In short, this article is silly trivia, nothing more, and roughly equally useful to the practice of programming as looking at pictures of cats with funny captions, maybe less so.

P.S. The real risk here is that devs become overly focused on a "problem", lose their situational awareness and ignore more serious problems they should be concerned with. It's the sort of thing that causes pilots to crash planes while they are distracted by a warning light they can't figure out: http://en.wikipedia.org/wiki/Eastern_Air_Lines_Flight_401

nkurz · on May 25, 2010

Maybe you'd like the message better if it was inverted: "Contrary to popular wisdom, with modern processors there's very little penalty for conditionals where the same branch is taken each time. It's only when the branches are random that slowdowns occur, and even so it's usually not a big deal."

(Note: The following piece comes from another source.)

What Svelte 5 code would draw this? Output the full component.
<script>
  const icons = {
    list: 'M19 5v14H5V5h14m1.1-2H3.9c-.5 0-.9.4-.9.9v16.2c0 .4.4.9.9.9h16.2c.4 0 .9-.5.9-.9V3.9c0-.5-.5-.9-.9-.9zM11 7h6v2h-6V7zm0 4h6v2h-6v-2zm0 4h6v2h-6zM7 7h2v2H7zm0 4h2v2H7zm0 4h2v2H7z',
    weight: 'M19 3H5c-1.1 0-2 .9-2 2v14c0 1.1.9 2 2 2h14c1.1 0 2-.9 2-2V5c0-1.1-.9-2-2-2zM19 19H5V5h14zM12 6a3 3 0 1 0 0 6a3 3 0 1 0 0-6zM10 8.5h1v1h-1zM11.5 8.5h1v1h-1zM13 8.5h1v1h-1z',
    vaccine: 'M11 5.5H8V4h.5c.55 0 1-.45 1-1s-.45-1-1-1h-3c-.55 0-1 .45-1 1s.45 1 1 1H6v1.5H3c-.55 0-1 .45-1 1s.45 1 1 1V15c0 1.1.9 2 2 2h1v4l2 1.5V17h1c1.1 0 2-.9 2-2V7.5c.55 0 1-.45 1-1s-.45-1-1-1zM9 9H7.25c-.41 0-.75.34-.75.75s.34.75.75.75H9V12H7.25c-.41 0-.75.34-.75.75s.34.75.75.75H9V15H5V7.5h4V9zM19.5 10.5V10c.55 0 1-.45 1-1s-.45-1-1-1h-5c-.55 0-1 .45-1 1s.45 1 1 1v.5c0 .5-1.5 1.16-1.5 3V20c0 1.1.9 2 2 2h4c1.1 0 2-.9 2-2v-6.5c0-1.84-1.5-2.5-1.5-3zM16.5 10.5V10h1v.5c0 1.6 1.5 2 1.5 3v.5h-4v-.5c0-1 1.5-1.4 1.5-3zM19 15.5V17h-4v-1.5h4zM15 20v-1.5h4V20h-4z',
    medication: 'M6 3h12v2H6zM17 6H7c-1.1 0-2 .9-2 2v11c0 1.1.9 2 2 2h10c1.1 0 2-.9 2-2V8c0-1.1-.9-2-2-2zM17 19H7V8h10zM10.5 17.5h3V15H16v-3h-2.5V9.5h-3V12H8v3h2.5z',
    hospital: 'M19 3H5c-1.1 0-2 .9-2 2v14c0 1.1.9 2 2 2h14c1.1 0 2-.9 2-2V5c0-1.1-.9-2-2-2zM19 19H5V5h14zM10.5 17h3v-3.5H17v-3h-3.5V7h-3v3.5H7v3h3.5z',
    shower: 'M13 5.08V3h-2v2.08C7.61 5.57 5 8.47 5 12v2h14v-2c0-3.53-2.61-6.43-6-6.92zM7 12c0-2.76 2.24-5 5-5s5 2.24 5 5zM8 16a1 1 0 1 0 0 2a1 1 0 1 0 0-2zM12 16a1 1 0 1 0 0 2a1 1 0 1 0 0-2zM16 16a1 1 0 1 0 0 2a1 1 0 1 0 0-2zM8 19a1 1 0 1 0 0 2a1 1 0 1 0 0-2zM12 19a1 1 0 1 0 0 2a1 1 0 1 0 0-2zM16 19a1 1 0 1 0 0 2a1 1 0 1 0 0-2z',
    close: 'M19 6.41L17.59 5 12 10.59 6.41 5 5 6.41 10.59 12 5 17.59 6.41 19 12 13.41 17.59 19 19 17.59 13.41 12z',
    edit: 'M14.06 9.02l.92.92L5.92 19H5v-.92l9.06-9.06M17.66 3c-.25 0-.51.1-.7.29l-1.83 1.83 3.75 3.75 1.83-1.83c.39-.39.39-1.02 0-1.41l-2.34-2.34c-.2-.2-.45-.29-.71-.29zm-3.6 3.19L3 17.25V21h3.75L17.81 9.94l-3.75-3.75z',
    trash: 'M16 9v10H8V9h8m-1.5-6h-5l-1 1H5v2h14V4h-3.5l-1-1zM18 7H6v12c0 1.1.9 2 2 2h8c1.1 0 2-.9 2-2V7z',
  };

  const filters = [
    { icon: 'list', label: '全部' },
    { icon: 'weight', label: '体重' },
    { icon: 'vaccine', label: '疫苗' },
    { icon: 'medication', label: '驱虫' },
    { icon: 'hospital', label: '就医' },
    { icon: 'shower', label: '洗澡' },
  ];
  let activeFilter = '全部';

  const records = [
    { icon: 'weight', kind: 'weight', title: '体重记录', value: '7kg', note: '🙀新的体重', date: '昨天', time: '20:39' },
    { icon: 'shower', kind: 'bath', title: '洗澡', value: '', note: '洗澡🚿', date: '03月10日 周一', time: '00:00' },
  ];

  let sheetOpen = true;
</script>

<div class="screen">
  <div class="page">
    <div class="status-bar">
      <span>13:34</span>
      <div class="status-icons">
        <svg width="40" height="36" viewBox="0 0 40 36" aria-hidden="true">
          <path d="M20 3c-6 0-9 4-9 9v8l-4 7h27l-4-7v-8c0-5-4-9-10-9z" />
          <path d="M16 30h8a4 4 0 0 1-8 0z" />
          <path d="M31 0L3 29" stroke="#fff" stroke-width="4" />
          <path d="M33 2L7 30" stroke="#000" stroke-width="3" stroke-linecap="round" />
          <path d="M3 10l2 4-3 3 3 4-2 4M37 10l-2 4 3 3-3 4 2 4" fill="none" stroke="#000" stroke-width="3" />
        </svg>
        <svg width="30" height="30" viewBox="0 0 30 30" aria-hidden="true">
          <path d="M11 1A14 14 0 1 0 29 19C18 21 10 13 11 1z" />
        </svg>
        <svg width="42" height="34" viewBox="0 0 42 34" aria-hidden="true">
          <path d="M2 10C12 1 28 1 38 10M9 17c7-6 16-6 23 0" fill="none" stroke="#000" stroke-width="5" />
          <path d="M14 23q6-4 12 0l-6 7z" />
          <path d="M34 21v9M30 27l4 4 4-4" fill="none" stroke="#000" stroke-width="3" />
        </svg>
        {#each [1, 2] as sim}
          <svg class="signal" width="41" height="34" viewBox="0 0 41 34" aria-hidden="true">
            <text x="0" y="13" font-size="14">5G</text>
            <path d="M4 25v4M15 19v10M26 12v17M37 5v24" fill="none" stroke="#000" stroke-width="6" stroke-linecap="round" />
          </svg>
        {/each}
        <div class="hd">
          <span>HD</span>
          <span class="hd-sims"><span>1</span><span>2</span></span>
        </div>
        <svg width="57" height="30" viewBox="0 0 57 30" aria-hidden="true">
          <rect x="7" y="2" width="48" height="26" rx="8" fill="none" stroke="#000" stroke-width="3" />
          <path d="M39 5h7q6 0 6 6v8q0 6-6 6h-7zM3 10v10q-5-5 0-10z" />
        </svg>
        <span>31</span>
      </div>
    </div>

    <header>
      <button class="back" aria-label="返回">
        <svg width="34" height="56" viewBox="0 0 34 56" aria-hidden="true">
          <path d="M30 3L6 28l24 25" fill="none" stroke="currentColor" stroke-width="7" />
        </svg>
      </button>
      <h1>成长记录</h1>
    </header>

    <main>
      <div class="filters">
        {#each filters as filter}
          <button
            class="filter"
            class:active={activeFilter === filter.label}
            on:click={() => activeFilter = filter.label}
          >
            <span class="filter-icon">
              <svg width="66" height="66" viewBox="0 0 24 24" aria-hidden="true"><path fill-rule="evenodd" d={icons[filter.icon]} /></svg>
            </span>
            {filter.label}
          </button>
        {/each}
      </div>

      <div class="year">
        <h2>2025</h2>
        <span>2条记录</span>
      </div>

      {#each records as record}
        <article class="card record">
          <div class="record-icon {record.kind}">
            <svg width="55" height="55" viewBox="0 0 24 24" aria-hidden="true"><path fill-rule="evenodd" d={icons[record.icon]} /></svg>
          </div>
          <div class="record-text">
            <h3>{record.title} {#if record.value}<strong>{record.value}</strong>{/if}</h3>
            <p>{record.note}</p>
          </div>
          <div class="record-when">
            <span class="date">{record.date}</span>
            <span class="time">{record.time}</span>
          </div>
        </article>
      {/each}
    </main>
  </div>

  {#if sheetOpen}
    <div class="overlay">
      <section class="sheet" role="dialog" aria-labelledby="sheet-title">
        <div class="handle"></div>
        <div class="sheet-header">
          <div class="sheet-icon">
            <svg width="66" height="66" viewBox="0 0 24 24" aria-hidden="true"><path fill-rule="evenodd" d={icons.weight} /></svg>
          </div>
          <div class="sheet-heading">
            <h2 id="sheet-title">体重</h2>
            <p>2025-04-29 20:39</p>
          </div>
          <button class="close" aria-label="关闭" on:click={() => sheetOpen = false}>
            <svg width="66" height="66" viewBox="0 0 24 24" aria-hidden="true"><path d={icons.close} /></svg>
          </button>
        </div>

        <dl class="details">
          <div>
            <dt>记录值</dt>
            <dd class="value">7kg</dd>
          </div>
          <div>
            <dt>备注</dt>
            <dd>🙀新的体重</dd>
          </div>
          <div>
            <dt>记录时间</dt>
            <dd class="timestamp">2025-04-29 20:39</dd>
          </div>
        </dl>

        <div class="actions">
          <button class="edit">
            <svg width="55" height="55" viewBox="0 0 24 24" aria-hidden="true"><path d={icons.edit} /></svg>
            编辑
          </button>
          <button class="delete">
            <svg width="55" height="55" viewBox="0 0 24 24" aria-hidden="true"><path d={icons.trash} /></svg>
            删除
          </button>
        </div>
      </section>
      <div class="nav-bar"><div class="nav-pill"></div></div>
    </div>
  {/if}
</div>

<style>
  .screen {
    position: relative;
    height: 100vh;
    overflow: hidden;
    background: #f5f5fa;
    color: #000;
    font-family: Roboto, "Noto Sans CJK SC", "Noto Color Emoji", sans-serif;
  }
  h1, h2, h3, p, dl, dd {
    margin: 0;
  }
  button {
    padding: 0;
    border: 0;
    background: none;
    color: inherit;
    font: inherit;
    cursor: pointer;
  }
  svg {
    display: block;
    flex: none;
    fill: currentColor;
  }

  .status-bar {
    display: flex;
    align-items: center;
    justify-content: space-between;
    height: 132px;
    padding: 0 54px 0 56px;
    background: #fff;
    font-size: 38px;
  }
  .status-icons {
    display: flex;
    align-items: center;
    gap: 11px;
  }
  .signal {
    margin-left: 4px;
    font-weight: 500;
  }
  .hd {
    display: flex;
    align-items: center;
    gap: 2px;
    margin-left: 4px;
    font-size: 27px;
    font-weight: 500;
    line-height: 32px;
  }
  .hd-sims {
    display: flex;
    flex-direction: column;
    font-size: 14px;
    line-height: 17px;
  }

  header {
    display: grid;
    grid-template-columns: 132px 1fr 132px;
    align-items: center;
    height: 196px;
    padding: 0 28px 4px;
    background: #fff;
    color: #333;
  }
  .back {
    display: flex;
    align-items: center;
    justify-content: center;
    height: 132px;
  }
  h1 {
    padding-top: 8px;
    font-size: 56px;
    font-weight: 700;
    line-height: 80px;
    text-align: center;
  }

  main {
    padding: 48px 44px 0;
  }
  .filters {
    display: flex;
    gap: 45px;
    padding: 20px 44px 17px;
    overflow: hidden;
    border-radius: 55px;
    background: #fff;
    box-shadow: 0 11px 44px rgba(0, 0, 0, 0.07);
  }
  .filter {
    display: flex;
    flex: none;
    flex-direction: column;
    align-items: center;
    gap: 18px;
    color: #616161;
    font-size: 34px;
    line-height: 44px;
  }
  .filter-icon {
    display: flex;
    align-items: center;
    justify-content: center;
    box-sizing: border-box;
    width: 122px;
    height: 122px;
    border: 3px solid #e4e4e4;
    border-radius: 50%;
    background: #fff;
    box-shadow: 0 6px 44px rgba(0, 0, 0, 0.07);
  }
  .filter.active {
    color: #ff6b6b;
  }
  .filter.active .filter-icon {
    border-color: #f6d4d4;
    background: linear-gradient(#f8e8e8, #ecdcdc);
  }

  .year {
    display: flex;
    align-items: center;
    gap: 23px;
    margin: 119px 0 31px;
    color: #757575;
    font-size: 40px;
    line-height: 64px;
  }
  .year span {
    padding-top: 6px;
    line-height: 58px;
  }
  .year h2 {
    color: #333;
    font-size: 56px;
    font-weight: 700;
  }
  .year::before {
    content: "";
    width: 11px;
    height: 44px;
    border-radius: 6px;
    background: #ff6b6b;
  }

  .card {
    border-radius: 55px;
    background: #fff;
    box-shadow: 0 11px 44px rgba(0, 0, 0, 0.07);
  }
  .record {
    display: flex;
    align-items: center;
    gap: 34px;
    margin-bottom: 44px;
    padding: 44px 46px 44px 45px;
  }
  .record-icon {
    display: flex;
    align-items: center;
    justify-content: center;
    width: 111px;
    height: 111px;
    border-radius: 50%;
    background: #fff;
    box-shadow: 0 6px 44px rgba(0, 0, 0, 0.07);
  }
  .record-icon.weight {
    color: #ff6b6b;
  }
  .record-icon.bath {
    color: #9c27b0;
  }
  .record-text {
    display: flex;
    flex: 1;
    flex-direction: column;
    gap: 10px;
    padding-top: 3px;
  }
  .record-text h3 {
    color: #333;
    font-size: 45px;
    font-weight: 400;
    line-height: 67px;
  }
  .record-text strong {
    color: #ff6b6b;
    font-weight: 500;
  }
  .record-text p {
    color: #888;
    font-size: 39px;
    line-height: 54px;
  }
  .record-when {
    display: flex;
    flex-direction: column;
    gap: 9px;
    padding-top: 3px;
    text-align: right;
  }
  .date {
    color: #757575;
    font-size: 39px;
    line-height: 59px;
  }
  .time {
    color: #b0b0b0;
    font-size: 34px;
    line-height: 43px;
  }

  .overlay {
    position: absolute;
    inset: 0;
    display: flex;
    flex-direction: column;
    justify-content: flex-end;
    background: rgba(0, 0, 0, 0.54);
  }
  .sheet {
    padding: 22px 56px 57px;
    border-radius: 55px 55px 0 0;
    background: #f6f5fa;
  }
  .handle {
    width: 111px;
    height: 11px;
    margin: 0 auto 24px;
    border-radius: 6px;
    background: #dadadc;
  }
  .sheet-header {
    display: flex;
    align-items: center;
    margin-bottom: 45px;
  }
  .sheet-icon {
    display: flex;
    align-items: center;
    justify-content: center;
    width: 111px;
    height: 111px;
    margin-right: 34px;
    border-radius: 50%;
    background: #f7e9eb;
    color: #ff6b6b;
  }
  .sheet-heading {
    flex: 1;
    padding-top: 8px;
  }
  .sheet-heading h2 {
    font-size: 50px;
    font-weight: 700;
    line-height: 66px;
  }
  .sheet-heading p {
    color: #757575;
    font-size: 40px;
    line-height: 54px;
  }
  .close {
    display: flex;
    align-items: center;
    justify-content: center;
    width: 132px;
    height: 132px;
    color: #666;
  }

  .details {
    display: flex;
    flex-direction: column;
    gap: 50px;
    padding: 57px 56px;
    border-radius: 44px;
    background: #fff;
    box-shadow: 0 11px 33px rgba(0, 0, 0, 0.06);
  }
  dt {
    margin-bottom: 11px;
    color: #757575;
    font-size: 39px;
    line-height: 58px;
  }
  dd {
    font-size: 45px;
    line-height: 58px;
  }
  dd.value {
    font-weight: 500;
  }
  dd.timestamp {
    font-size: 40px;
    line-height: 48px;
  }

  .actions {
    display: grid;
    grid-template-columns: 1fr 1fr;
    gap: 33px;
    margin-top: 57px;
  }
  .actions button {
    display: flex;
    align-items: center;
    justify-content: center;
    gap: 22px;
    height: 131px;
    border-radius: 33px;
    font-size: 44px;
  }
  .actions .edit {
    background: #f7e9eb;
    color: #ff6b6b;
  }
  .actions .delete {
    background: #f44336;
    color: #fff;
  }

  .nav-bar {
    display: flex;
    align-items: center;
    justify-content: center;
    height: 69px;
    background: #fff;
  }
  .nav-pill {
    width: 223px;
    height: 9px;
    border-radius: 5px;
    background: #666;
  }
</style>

I disagree about the "one guy" theory. While it may be true that very few Ruby programmers would benefit from this knowledge, if you are bothering to use C or C++ you might as well take full advantage of the speed it has to offer. If not, why not use a higher level language? I'd certainly want the author of my interpreter to be fully aware of these issues: http://bugs.python.org/issue4753

scott_s · on May 25, 2010

That you consider basic computer architecture "silly trivia" is something I don't know how to respond to.

igoros · on May 25, 2010

Any piece of information can be abused.

The article simply explains what branch prediction is and why CPUs implement it. No part of the article advocates that you attempt to optimize your code to exploit branch prediction. In fact, the conclusion of the article is that in the majority of real-world cases, the branch predictor will automatically do the right thing.

nkurz · on May 25, 2010

I disagree. If you are programming in C or C++, and you are not aware of this effect, you are probably doing something wrong, perhaps using the wrong language. And the article isn't suggesting that you should blindly optimize for it, rather it's giving you some background and telling you about which tools you can use to measure the effect of branch prediction.

I think that developers become better rather than worse when they start to understand what happens under the hood. Are we to protect people from the dangers of superficial levels of knowledge by keeping them ignorant? Teach them, and if that's not enough, then teach them more:

"Mispredicted branches can cause a conditional itself to run about 10 times slower. In very tight loops, this can be a problem, but most of the time this effect isn't even measurable. It's dwarfed by other effects, such as accesses to main memory, which are in turn dwarfed by disk access. If you read from memory in your routine more than a couple times, or touch disk even once, it's probably not worth worrying about branch prediction errors."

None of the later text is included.